In [1]:
# Importing Libraries
import pandas as pd
from datasets import load_dataset
import matplotlib.pyplot as plt 

# Loading Data
dataset = load_dataset('lukebarousse/data_jobs')
df = dataset['train'].to_pandas()

# Data Cleanup
df['job_posted_date'] = pd.to_datetime(df['job_posted_date'])

We have fictional colleague, who wants access to the dataset.

They need the missing (`NaN`) values in the salary columns to be filled in with the median value.

In [5]:
# Finding the median for the yearly column
median_salary_year = df['salary_year_avg'].median()

In [4]:
# Finding the median for the hourly column
median_salary_hour = df['salary_hour_avg'].median()

In [10]:
# Let's keep our original dataframe intact
df_filled = df

# Now fill in the values in the copy
df_filled['salary_year_avg'] = df_filled['salary_year_avg'].fillna(median_salary_year)

In [11]:
# Same for the hourly column
df_filled['salary_hour_avg'] = df_filled['salary_hour_avg'].fillna(median_salary_hour)
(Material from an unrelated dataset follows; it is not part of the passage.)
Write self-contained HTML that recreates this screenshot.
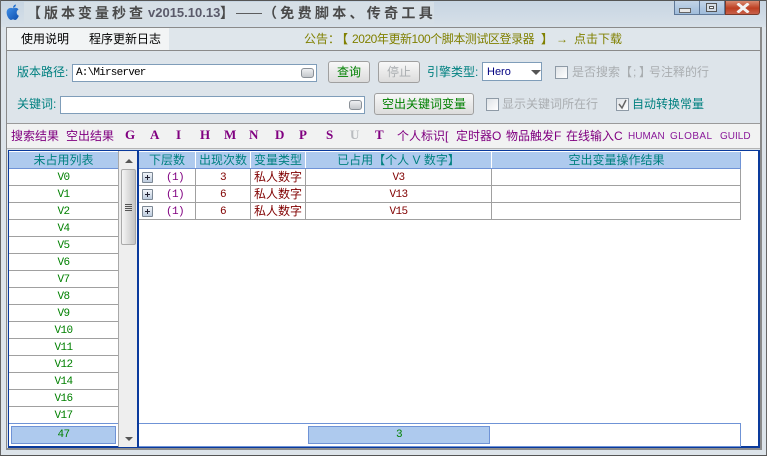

Now that the `NaN` values are filled in, we also need to drop duplicate rows.

In [15]:
# We preserve the filled in dataframe as well
df_unique = df_filled

# Dropping all duplicates
df_unique = df_unique.drop_duplicates()

# Compare lengths
print('Length of original df:       ', len(df_filled))
print('Length of drop duplicates df:', len(df_unique))
print('Rows dropped:                ', len(df_filled)-len(df_unique))

Length of original df:        785741
Length of drop duplicates df: 785640
Rows dropped:                 101


Let's go further and don't just drop all duplicate rows, but select certain columns from the dataframe to use them to filter for duplicates!

In [16]:
df_unique = df_unique.drop_duplicates(subset=['job_title', 'company_name'])

# Compare lengths
print('Length of original df:       ', len(df_filled))
print('Length of drop duplicates df:', len(df_unique))
print('Rows dropped:                ', len(df_filled)-len(df_unique))

Length of original df:        785741
Length of drop duplicates df: 508042
Rows dropped:                 277699